CO2 Soluble Surfactants Assisted Carbon Storage Under Achievable Pressure Gradients: Effect of Surfactant Partitioning Behavior During Continuous CO2 Injection

Abstract

Injecting CO2 into the saline aquifers normally suffers from low sweep efficiency due to the smaller density and viscosity of CO2 compared to brine. The potential of CO2 soluble surfactants assisted carbon storage in carbonate formations was first evaluated by core flooding tests (at 65°C, 150 bar & 90,000 TDS) in Indiana Limestone at different gas fractions, where the surfactants were injected with the CO2 phase (CCI+S). The pressure gradients and CO2 saturation were continuously monitored during the coreflooding tests.
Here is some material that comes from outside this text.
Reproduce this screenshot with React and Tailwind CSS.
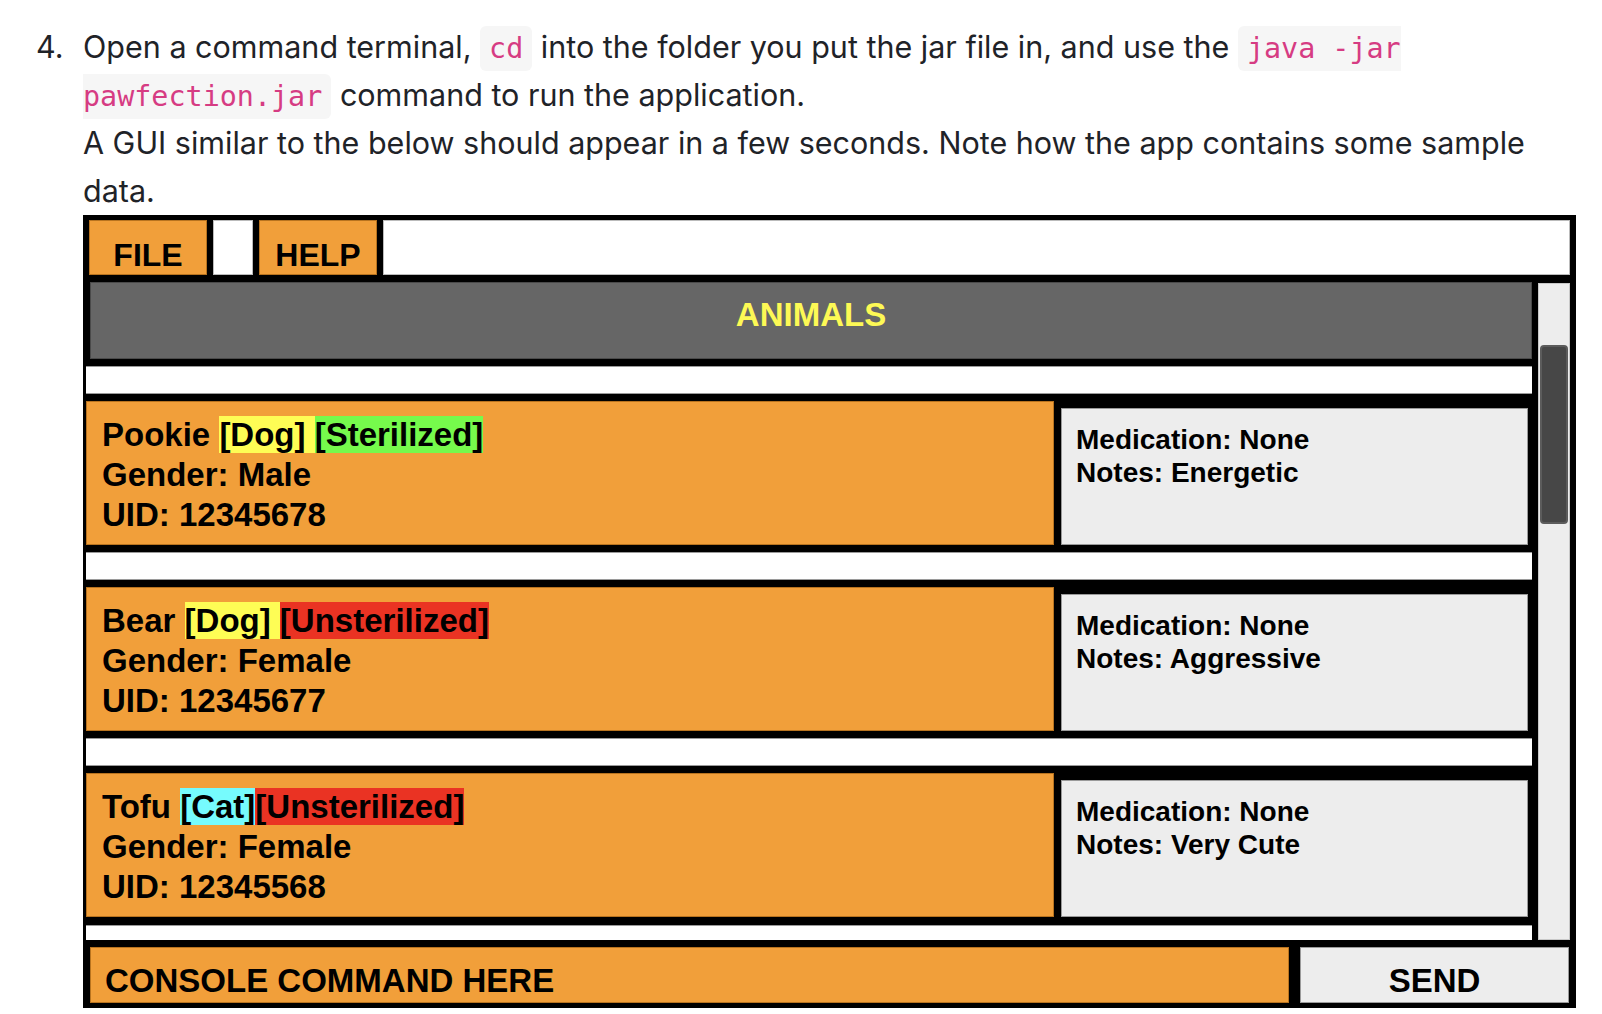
import React from 'react';

const animals = [
  { name: 'Pookie', tags: [['[Dog] ', 'bg-[#fefd55]'], ['[Sterilized]', 'bg-[#76fa4c]']], gender: 'Male', uid: '12345678', notes: 'Energetic' },
  { name: 'Bear', tags: [['[Dog] ', 'bg-[#fefd55]'], ['[Unsterilized]', 'bg-[#ea3323]']], gender: 'Female', uid: '12345677', notes: 'Aggressive' },
  { name: 'Tofu', tags: [['[Cat]', 'bg-[#76fbfd]'], ['[Unsterilized]', 'bg-[#ea3323]']], gender: 'Female', uid: '12345568', notes: 'Very Cute' },
];

function Code({ children }) {
  return (
    <code className="font-['DejaVu_Sans_Mono',monospace] text-[28.4px] leading-none text-[#d63c83] bg-[#f6f6f6] rounded-md px-[9px] py-[6px]">
      {children}
    </code>
  );
}

function AnimalCard({ animal }) {
  return (
    <>
      <div className="h-[28px] shrink-0 mt-[7px] ml-[3px] bg-white border-y border-[#9a9a9a]" />
      <div className="h-[144px] shrink-0 mt-[7px] ml-[3px] flex">
        <div className="w-[968px] bg-[#f19f3a] border border-[#b8731f] pl-[15px] pt-[13px] text-[33px] leading-[40px]">
          <div>
            {animal.name}{' '}
            {animal.tags.map(([label, color], i) => (
              <span key={i} className={color}>{label}</span>
            ))}
          </div>
          <div>Gender: {animal.gender}</div>
          <div>UID: {animal.uid}</div>
        </div>
        <div className="w-[467px] ml-[7px] mt-[7px] bg-[#ededed] border border-[#9a9a9a] pl-[14px] pt-[14px] text-[28px] leading-[33px]">
          <div>Medication: None</div>
          <div>Notes: {animal.notes}</div>
        </div>
      </div>
    </>
  );
}

function AppWindow() {
  return (
    <div className="w-[1493px] h-[793px] bg-black flex flex-col font-['Liberation_Sans',Arial,sans-serif] font-bold text-black">
      <div className="flex gap-[6px] mt-[5px] mx-[6px] h-[55px]">
        <div className="w-[118px] bg-[#f19f3a] border border-[#b8731f] text-center text-[32px] leading-[40px] pt-[14px]">FILE</div>
        <div className="w-[40px] bg-white border border-[#bbbbbb]" />
        <div className="w-[118px] bg-[#f19f3a] border border-[#b8731f] text-center text-[32px] leading-[40px] pt-[14px]">HELP</div>
        <div className="flex-1 bg-white border border-[#bbbbbb]" />
      </div>

      <div className="flex mt-[7px] h-[658px]">
        <div className="w-[1449px] flex flex-col overflow-hidden">
          <div className="h-[77px] shrink-0 ml-[7px] bg-[#666666] border border-[#4a4a4a] text-center text-[33px] leading-[40px] pt-[12px] text-[#fdf955]">
            ANIMALS
          </div>
          {animals.map((a) => (
            <AnimalCard key={a.uid} animal={a} />
          ))}
          <div className="h-[28px] shrink-0 mt-[8px] ml-[3px] bg-white border-y border-[#9a9a9a]" />
        </div>
        <div className="ml-[6px] mt-[1px] w-[32px] bg-[#ededed] border border-[#c8c8c8] pt-[61px] px-[1px]">
          <div className="h-[179px] rounded-[4px] bg-[#474747] border-2 border-[#5c5c5c]" />
        </div>
      </div>

      <div className="flex mt-[7px] h-[56px] ml-[7px]">
        <div className="w-[1199px] bg-[#f19f3a] border border-[#b8731f] pl-[14px] pt-[13px] text-[33px] leading-[40px]">
          CONSOLE COMMAND HERE
        </div>
        <div className="w-[269px] ml-[11px] bg-[#ededed] border border-[#9a9a9a] text-center pt-[13px] text-[33px] leading-[40px]">
          SEND
        </div>
      </div>
    </div>
  );
}

export default function App() {
  return (
    <div className="min-h-screen bg-white font-['Inter','Noto_Sans',sans-serif] text-[#1f2328]">
      <div className="flex pt-[23px] pl-[36px]">
        <span className="w-[47px] text-[30.5px] leading-[48px]">4.</span>
        <div className="w-[1493px]">
          <p className="text-[30.5px] leading-[48px]">
            Open a command terminal, <Code>cd</Code> into the folder you put the jar file in, and use the{' '}
            <Code>java -jar pawfection.jar</Code> command to run the application.
            <br />
            A GUI similar to the below should appear in a few seconds. Note how the app contains some sample data.
          </p>
          <AppWindow />
        </div>
      </div>
    </div>
  );
}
It was found that foam was generated during CCI+S when 0.07 wt.% of surfactant was injected with CO2. Moreover, the CO2 saturation at steady states can be significantly enhanced in the presence of foam from experimental observations. The CO2 saturation reached 60% (compared to 32% without surfactant) after 1.5 PV of CCI+S. The maximum pressure gradient was approximately 1.5 psi/ft in 162 mD Indiana Limestone at a Darcy velocity of 1.0 ft./d, which is technically feasible for field applications. Furthermore, an improved foam model incorporating the surfactant partitioning behavior was developed to obtain the foam modeling parameters by history matching the steady-state foam behavior. The effect of surfactant partition on CO2 transport behavior was studied by a 1D synthetic model at a lab scale and 2D synthetic homogeneous/heterogeneous models at the field scale, using modeling parameters and surfactant concentrations that are realistic for field tests. The sensitivity analyses imply that the CO2 storage efficiency largely depends on surfactant partitioning behavior (Ksgw), dispersivity, and formation heterogeneity, etc. The simulation results also indicate that there may always exist an optimal Ksgw for CCI+S, which satisfies both good CO2 sweep efficiency and acceptable injectivity. The advantages of injecting the surfactant with CO2 are more evident in heterogeneous saline aquifers, indicating an enormous potential of CCI+S for carbon storage. The novel injection strategy provides a promising solution for carbon sequestration in saline aquifers.